Иначе говоря, третья фаза парадигмы тоталитаризма собирает все концепции и теоретические разработки, касающиеся любых вопросов воспроизводства репрессивных режимов, соответствующих схеме тоталитарного синдрома. Восстановление после сравнительно короткого периода перестройки и коллапса советской системы не означает воссоздание сталинского или брежневского тотального общества-государства. Речь о другом: об устойчивом воспроизводстве определенного набора взаимосвязанных социальных институтов, блокирующих и подавляющих постоянно возникающие императивы структурной и функциональной дифференциации общества. Эти институты, выступающие от имени государства, объявившего себя полным сувереном в стране, то есть узурпирующим правом решать, что есть закон и по отношению к кому он может и должен применяться, а кто свободен от него, отказываются признавать – в моральном и правовом плане – автономность отдельных сегментов общества, групп и образований (и то, что называется гражданским обществом, и то, что образует совокупность других форм самоорганизации людей – научных, религиозных, художественных, сетевых). Тем самым разрываются сложные взаимосвязи и коммуникации между социальными группами и образованиями. Социальная жизнь в результате резко примитивизируется и лишается внутренне мотивируемой динамики развития, обусловленной вектором множества частных интересов. Ее заменяет политика властей, претендующих на рациональное централизованное управление социальными процессами и на оптимальное решение возникающих проблем населения и страны в целом, а также геополитические фантазии «возрождения великой державы». Подчеркну, что проблема не сводится к доминированию лишь репрессивных институтов (политической и уголовной полиции, армии, суда, прокуратуры и пр.), напротив, постановка вопроса о репродукции тоталитарной системы охватывает гораздо более широкий круг институтов и предметов регулирования и контроля, которые, на первый взгляд, никак не связаны с практиками насилия и принуждения, а именно: массовую школу, СМИ, культуру, спорт, гражданские инициативы, церковь, семью, интернет, досуг и др. Однако все они становятся объектом ведомственной регламентации и (номинального) контроля со стороны министерств образования, культуры, социальной политики, многочисленных комитетов и служб надзорного характера, не говоря уже о разработке депутатами парламента и региональных заксобраний репрессивного и регламентирующего рамки допустимого законодательства.

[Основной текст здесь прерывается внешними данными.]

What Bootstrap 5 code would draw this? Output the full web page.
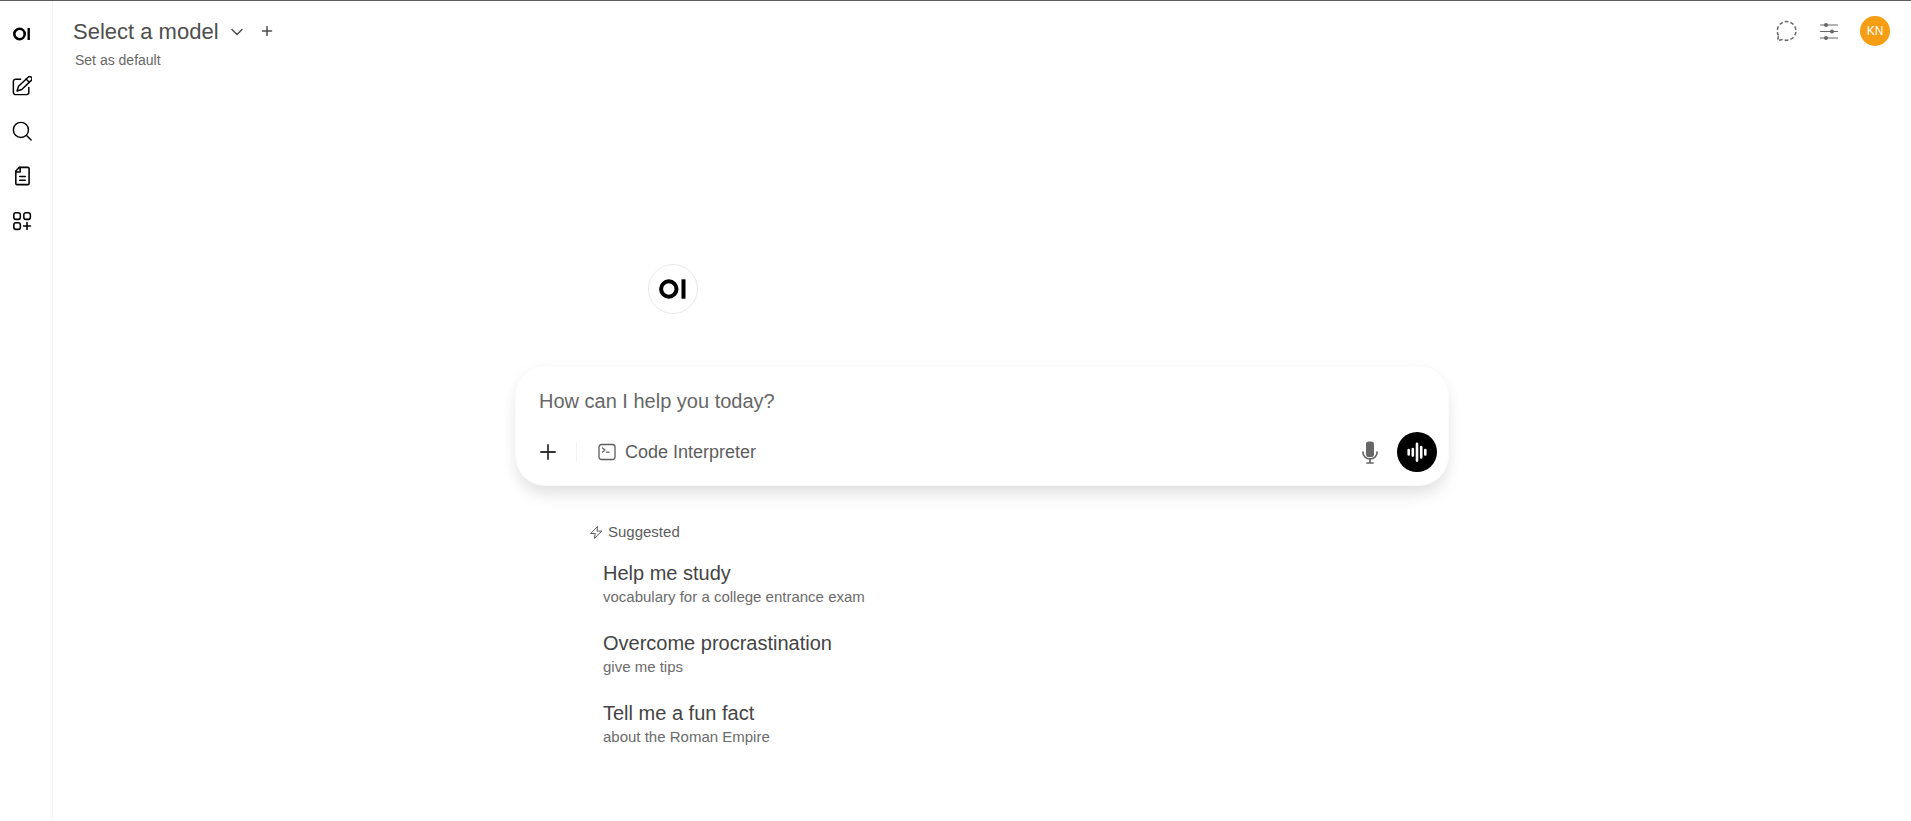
<!DOCTYPE html>
<html lang="en">
<head>
<meta charset="utf-8">
<meta name="viewport" content="width=device-width, initial-scale=1">
<title>New chat</title>
<link href="https://cdn.jsdelivr.net/npm/bootstrap@5.3.0/dist/css/bootstrap.min.css" rel="stylesheet">
<style>
body { font-family: "Liberation Sans", Arial, sans-serif; color: #4e4e4e; background: #fff; }
.app-shell { border-top: 1px solid #5c5c58; }
.side-rail { width: 53px; padding: 16px 8px 0 0; border-right: 1px solid #f5f5f5; }
.rail-nav { gap: 9px; }
.plain-btn { display: flex; align-items: center; justify-content: center; padding: 0; border: 0; background: none; color: inherit; text-decoration: none; }
.rail-item { width: 36px; height: 36px; color: #000; }
.rail-logo { height: 34px; margin-bottom: 8px; }
.top-bar { padding: 15px 21px 0 20px; }
.model-btn { font-size: 22px; line-height: 32px; gap: 12px; }
.add-model { margin-left: 18px; }
.default-btn { font-size: 14px; line-height: 20px; margin: 2px 0 0 2px; color: #676767; }
.top-actions { gap: 21px; color: #676767; }
.avatar { width: 30px; height: 30px; background: #f59e13; color: #fff; font-size: 12px; }
.chat-col { width: 100%; max-width: 934px; margin-top: 194px; }
.brand-mark { width: 50px; height: 50px; margin: 0 0 51px 133px; border: 1px solid #e9e9e9; }
.prompt-box { height: 121px; padding: 19px 11px 13px 23px; border: 1px solid #fafafa; border-radius: 30px; box-shadow: 0 12px 18px -4px rgba(0,0,0,.1), 0 4px 16px rgba(0,0,0,.04); background: #fff; }
.prompt-input { width: 100%; height: 32px; padding: 0; border: 0; outline: 0; resize: none; font-size: 20px; line-height: 32px; overflow: hidden; color: #4e4e4e; }
.prompt-input::placeholder { color: #676767; opacity: 1; }
.tool-divider { width: 1px; height: 20px; margin: 0 21px 0 19px; background: #f3f3f3; }
.tool-btn { gap: 9px; font-size: 18px; line-height: 24px; color: #5d5d5d; }
.mic-btn { margin-right: 18px; color: #676767; }
.voice-btn { width: 40px; height: 40px; background: #000; color: #fff; }
.suggest-area { padding: 36px 75px 0; }
.suggest-head { gap: 5px; font-size: 15px; line-height: 20px; color: #5d5d5d; }
.suggest-list { padding: 18px 0 0 13px; gap: 22px; }
.suggest-item { display: block; width: 100%; padding: 0; border: 0; background: none; text-align: left; }
.suggest-title { font-size: 20px; line-height: 26px; color: #444; }
.suggest-sub { font-size: 15px; line-height: 22px; color: #6b6b6b; }
</style>
</head>
<body>
<div class="app-shell d-flex min-vh-100">
  <aside class="side-rail flex-shrink-0">
    <nav class="rail-nav d-flex flex-column align-items-center" aria-label="Sidebar">
      <a href="#" class="plain-btn rail-item rail-logo" aria-label="Home">
        <svg width="18" height="14" viewBox="0 0 18 14" fill="none" stroke="#000" stroke-width="2.6"><circle cx="6.500" cy="7" r="5.200"/><path d="M15.700 1v12" stroke-width="2.4"/></svg>
      </a>
      <a href="#" class="plain-btn rail-item" aria-label="New chat">
        <svg width="20" height="20" viewBox="1 1 22 22" fill="none" stroke="currentColor" stroke-width="1.600" stroke-linecap="round" stroke-linejoin="round"><path d="M10.500 4.500H5a2.500 2.500 0 0 0-2.500 2.500v12A2.500 2.500 0 0 0 5 21.500h12a2.500 2.500 0 0 0 2.500-2.500v-5.500"/><path d="m18.700 2.300-10.500 10L6.500 17.500l5.200-1.700 10.500-10a2.470 2.470 0 0 0-3.500-3.500Z"/><path d="m16.500 4.300 3.500 3.500"/></svg>
      </a>
      <button type="button" class="plain-btn rail-item" aria-label="Search">
        <svg width="20" height="20" viewBox="1 1 22 22" fill="none" stroke="currentColor" stroke-width="1.600" stroke-linecap="round"><circle cx="10.800" cy="10.800" r="8.300"/><path d="m17 17 5 5"/></svg>
      </button>
      <a href="#" class="plain-btn rail-item" aria-label="Notes">
        <svg width="20" height="20" viewBox="1 1 22 22" fill="none" stroke="currentColor" stroke-width="1.700" stroke-linecap="round" stroke-linejoin="round"><path d="M9 2.500h9.500a1.300 1.300 0 0 1 1.300 1.300v16.400a1.300 1.300 0 0 1-1.300 1.300h-12a1.300 1.300 0 0 1-1.300-1.300V6.500Z"/><path d="M10 2.800v4.700H5.500M9.500 12.500h6M9.500 16.700h6"/></svg>
      </a>
      <a href="#" class="plain-btn rail-item" aria-label="Workspace">
        <svg width="20" height="20" viewBox="1 1 22 22" fill="none" stroke="currentColor" stroke-width="1.700" stroke-linecap="round"><rect x="3" y="3" width="7.200" height="7.200" rx="2.400"/><rect x="14" y="3" width="7.200" height="7.200" rx="2.400"/><rect x="3" y="14" width="7.200" height="7.200" rx="2.400"/><path d="M17.500 13.700v7.600M13.700 17.500h7.600"/></svg>
      </a>
    </nav>
  </aside>

  <div class="flex-grow-1 d-flex flex-column">
    <header class="top-bar d-flex justify-content-between align-items-start">
      <div>
        <div class="d-flex align-items-center">
          <button type="button" class="plain-btn model-btn">Select a model
            <svg width="12" height="12" viewBox="0 0 12 12" fill="none" stroke="currentColor" stroke-width="1.500" stroke-linecap="round" stroke-linejoin="round"><path d="m1 3.500 5 5 5-5"/></svg>
          </button>
          <button type="button" class="plain-btn add-model" aria-label="Add model">
            <svg width="12" height="12" viewBox="0 0 12 12" fill="none" stroke="currentColor" stroke-width="1.500" stroke-linecap="round"><path d="M6 0.500v9M1.500 5h9"/></svg>
          </button>
        </div>
        <button type="button" class="plain-btn default-btn">Set as default</button>
      </div>
      <div class="top-actions d-flex align-items-center">
        <button type="button" class="plain-btn" aria-label="Temporary chat">
          <svg width="22" height="22" viewBox="0 0 22 22" fill="none" stroke="currentColor" stroke-width="1.500"><path d="M2.500 15.500A9.300 9.300 0 1 1 7 19.500L1.700 20.500Z" stroke-dasharray="3.600 2.200"/></svg>
        </button>
        <button type="button" class="plain-btn" aria-label="Controls">
          <svg width="20" height="20" viewBox="0 0 20 20" fill="none" stroke="currentColor" stroke-width="1.200" stroke-linecap="round"><path d="M1.500 4h17M1.500 10.500h17M1.500 17h17"/><g fill="currentColor" stroke="none"><circle cx="7" cy="4" r="2"/><circle cx="13" cy="10.500" r="2"/><circle cx="7" cy="17" r="2"/></g></svg>
        </button>
        <button type="button" class="plain-btn avatar rounded-circle" aria-label="User menu">KN</button>
      </div>
    </header>

    <main class="d-flex flex-column align-items-center px-3">
      <div class="chat-col">
        <div class="brand-mark rounded-circle d-flex align-items-center justify-content-center">
          <svg width="28" height="20" viewBox="0 0 28 20" fill="none" stroke="#000" stroke-width="4"><circle cx="9.800" cy="10" r="7.700"/><path d="M24.500 .3v19.400"/></svg>
        </div>

        <form class="prompt-box d-flex flex-column justify-content-between">
          <textarea class="prompt-input d-block" rows="1" placeholder="How can I help you today?" aria-label="Message"></textarea>
          <div class="d-flex align-items-center">
            <button type="button" class="plain-btn" aria-label="More">
              <svg width="18" height="18" viewBox="0 0 18 18" fill="none" stroke="#333" stroke-width="1.800" stroke-linecap="round"><path d="M9 2v14M2 9h14"/></svg>
            </button>
            <span class="tool-divider"></span>
            <button type="button" class="plain-btn tool-btn">
              <svg width="18" height="18" viewBox="0 0 18 18" fill="none" stroke="currentColor" stroke-width="1.300" stroke-linecap="round" stroke-linejoin="round"><rect x="1" y="1.500" width="16" height="15" rx="2.500"/><path d="m4.500 5 2.500 2-2.500 2M8.500 9.200H11"/></svg>
              Code Interpreter
            </button>
            <div class="d-flex align-items-center ms-auto">
              <button type="button" class="plain-btn mic-btn" aria-label="Dictate">
                <svg width="18" height="24" viewBox="0 0 18 24" fill="none" stroke="currentColor" stroke-width="1.700" stroke-linecap="round"><rect x="5" y="1.500" width="8" height="15.500" rx="2.800" fill="currentColor" stroke="none"/><path d="M2 12v.8a7 6 0 0 0 14 0V12M9 19V23M6 23h6"/></svg>
              </button>
              <button type="button" class="plain-btn voice-btn rounded-circle" aria-label="Voice mode">
                <svg width="20" height="20" viewBox="0 0 20 20" fill="none" stroke="currentColor" stroke-width="2.600" stroke-linecap="round"><path d="M1.700 8.100v4.400M5.800 7v6.600M10 1.800v16.800M14.200 5v10.500M18.300 8.100v4.400"/></svg>
              </button>
            </div>
          </div>
        </form>

        <section class="suggest-area">
          <div class="suggest-head d-flex align-items-center">
            <svg width="13" height="14" viewBox="0 0 13 14" fill="none" stroke="currentColor" stroke-width="1" stroke-linejoin="round"><path d="M7.500 1.500 .6 8.500h4.700L4.300 13.500l7.500-7.400H7Z"/></svg>
            Suggested
          </div>
          <div class="suggest-list d-flex flex-column">
            <button type="button" class="suggest-item"><span class="suggest-title d-block">Help me study</span><span class="suggest-sub d-block">vocabulary for a college entrance exam</span></button>
            <button type="button" class="suggest-item"><span class="suggest-title d-block">Overcome procrastination</span><span class="suggest-sub d-block">give me tips</span></button>
            <button type="button" class="suggest-item"><span class="suggest-title d-block">Tell me a fun fact</span><span class="suggest-sub d-block">about the Roman Empire</span></button>
          </div>
        </section>
      </div>
    </main>
  </div>
</div>
<script src="https://cdn.jsdelivr.net/npm/bootstrap@5.3.0/dist/js/bootstrap.bundle.min.js"></script>
</body>
</html>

Функционирование этих институтов идеологически определяется и направляется кремлевской администрацией, что придает этой политике видимость единства, последовательности и цельности (на деле превращается в хаос противоречащих друг другу отдельных актов и распоряжений, открывающий простор для коррупции и творческого произвола у нижестоящих исполнителей). Таким образом, фактором, сдерживающим изменения, оказываются институты власти как институты насилия. Они не просто наиболее устойчивая часть тоталитарной системы, они сами по себе задают образцы воспроизводства для других подсистем. Они первыми возникли в ходе становления тоталитарных режимов и, судя по всему, будут последними компонентами, придающими системе целостность и воспроизводимость. Другие институциональные сегменты могут меняться и варьироваться в довольно широком диапазоне форм и отклонений, но слабость или недееспособность этих структур – институтов насилия – обрушивает всю систему господства, как это получилось в 1991 году, что, впрочем, не гарантирует и не означает переход к демократии. Возможность такого сценария остается открытой, если к такому варианту готово население.